***** Data *****

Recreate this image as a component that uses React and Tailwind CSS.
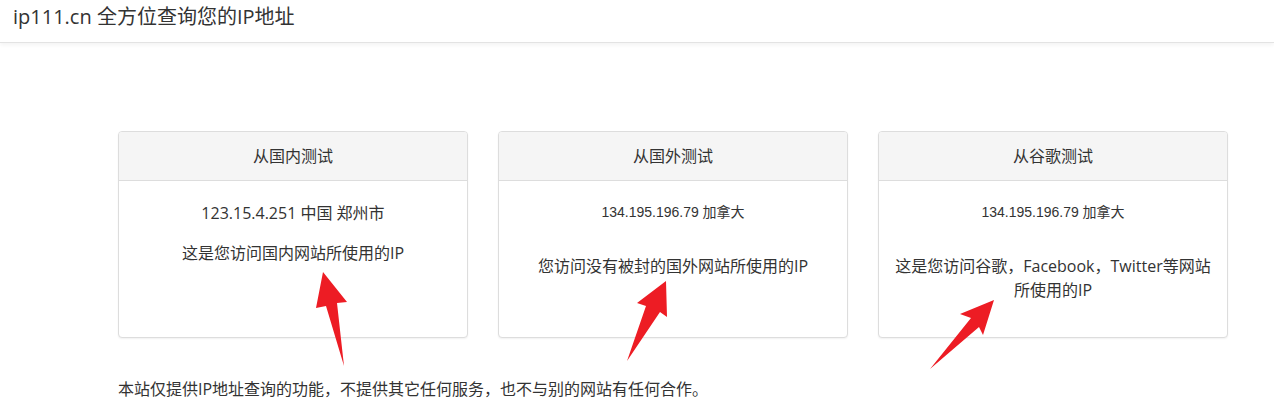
const cn = { fontFamily: '"Segoe UI", "Open Sans", "Noto Sans CJK SC", sans-serif' };
const arial = { fontFamily: '"Liberation Sans", "Noto Sans CJK SC", sans-serif' };

function Card({ title, children }) {
  return (
    <div className="h-[207px] bg-white border border-[#dddddd] rounded-[4px] shadow-[0_1px_2px_rgba(0,0,0,0.06)] overflow-hidden">
      <div className="h-[49px] bg-[#f5f5f5] border-b border-[#dddddd] flex items-center justify-center text-[16px] text-[#333]">
        {title}
      </div>
      <div className="text-center text-[#333]">{children}</div>
    </div>
  );
}

export default function App() {
  return (
    <div className="relative w-[1274px] h-[406px] bg-white overflow-hidden" style={cn}>
      <header className="h-[43px] pl-[13px] pt-[3px] border-b border-[#e3e3e3] shadow-[0_2px_4px_rgba(0,0,0,0.05)] text-[20px] leading-[28px] text-[#333]">
        ip111.cn 全方位查询您的IP地址
      </header>

      <div className="ml-[118px] w-[1110px] mt-[88px] grid grid-cols-3 gap-[30px]">
        <Card title="从国内测试">
          <p className="mt-[21px] text-[16px] leading-[22px]">123.15.4.251 中国 郑州市</p>
          <p className="mt-[18px] text-[16px] leading-[22px]">这是您访问国内网站所使用的IP</p>
        </Card>
        <Card title="从国外测试">
          <p className="mt-[22px] text-[14px] leading-[18px]" style={arial}>134.195.196.79 加拿大</p>
          <p className="mt-[34px] text-[16px] leading-[22px]">您访问没有被封的国外网站所使用的IP</p>
        </Card>
        <Card title="从谷歌测试">
          <p className="mt-[22px] text-[14px] leading-[18px]" style={arial}>134.195.196.79 加拿大</p>
          <p className="mt-[33px] px-[4px] text-[16px] leading-[24px]">这是您访问谷歌，Facebook，Twitter等网站<br />所使用的IP</p>
        </Card>
      </div>

      <p className="ml-[118px] mt-[40px] text-[16px] leading-[22px] text-[#333]">
        本站仅提供IP地址查询的功能，不提供其它任何服务，也不与别的网站有任何合作。
      </p>

      <svg className="absolute inset-0 pointer-events-none" width="1274" height="406" viewBox="0 0 1274 406">
        <polygon fill="#ed1c24" points="344,366 326,306 316,308 323,272 347,302 337,303" />
        <polygon fill="#ed1c24" points="627,361 646,306 637,303 666,281 667,317 660,312" />
        <polygon fill="#ed1c24" points="930,369 971,318 960,314 994,300 983,335 979,327" />
      </svg>
    </div>
  );
}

*****

§ The exercise:
Write out the full listing verbatim, excluding its pictures.

§ Solution for this task:
Recreate this image as a component that uses React and Tailwind CSS.
const cn = { fontFamily: '"Segoe UI", "Open Sans", "Noto Sans CJK SC", sans-serif' };
const arial = { fontFamily: '"Liberation Sans", "Noto Sans CJK SC", sans-serif' };

function Card({ title, children }) {
  return (
    <div className="h-[207px] bg-white border border-[#dddddd] rounded-[4px] shadow-[0_1px_2px_rgba(0,0,0,0.06)] overflow-hidden">
      <div className="h-[49px] bg-[#f5f5f5] border-b border-[#dddddd] flex items-center justify-center text-[16px] text-[#333]">
        {title}
      </div>
      <div className="text-center text-[#333]">{children}</div>
    </div>
  );
}

export default function App() {
  return (
    <div className="relative w-[1274px] h-[406px] bg-white overflow-hidden" style={cn}>
      <header className="h-[43px] pl-[13px] pt-[3px] border-b border-[#e3e3e3] shadow-[0_2px_4px_rgba(0,0,0,0.05)] text-[20px] leading-[28px] text-[#333]">
        ip111.cn 全方位查询您的IP地址
      </header>

      <div className="ml-[118px] w-[1110px] mt-[88px] grid grid-cols-3 gap-[30px]">
        <Card title="从国内测试">
          <p className="mt-[21px] text-[16px] leading-[22px]">123.15.4.251 中国 郑州市</p>
          <p className="mt-[18px] text-[16px] leading-[22px]">这是您访问国内网站所使用的IP</p>
        </Card>
        <Card title="从国外测试">
          <p className="mt-[22px] text-[14px] leading-[18px]" style={arial}>134.195.196.79 加拿大</p>
          <p className="mt-[34px] text-[16px] leading-[22px]">您访问没有被封的国外网站所使用的IP</p>
        </Card>
        <Card title="从谷歌测试">
          <p className="mt-[22px] text-[14px] leading-[18px]" style={arial}>134.195.196.79 加拿大</p>
          <p className="mt-[33px] px-[4px] text-[16px] leading-[24px]">这是您访问谷歌，Facebook，Twitter等网站<br />所使用的IP</p>
        </Card>
      </div>

      <p className="ml-[118px] mt-[40px] text-[16px] leading-[22px] text-[#333]">
        本站仅提供IP地址查询的功能，不提供其它任何服务，也不与别的网站有任何合作。
      </p>

      <svg className="absolute inset-0 pointer-events-none" width="1274" height="406" viewBox="0 0 1274 406">
        <polygon fill="#ed1c24" points="344,366 326,306 316,308 323,272 347,302 337,303" />
        <polygon fill="#ed1c24" points="627,361 646,306 637,303 666,281 667,317 660,312" />
        <polygon fill="#ed1c24" points="930,369 971,318 960,314 994,300 983,335 979,327" />
      </svg>
    </div>
  );
}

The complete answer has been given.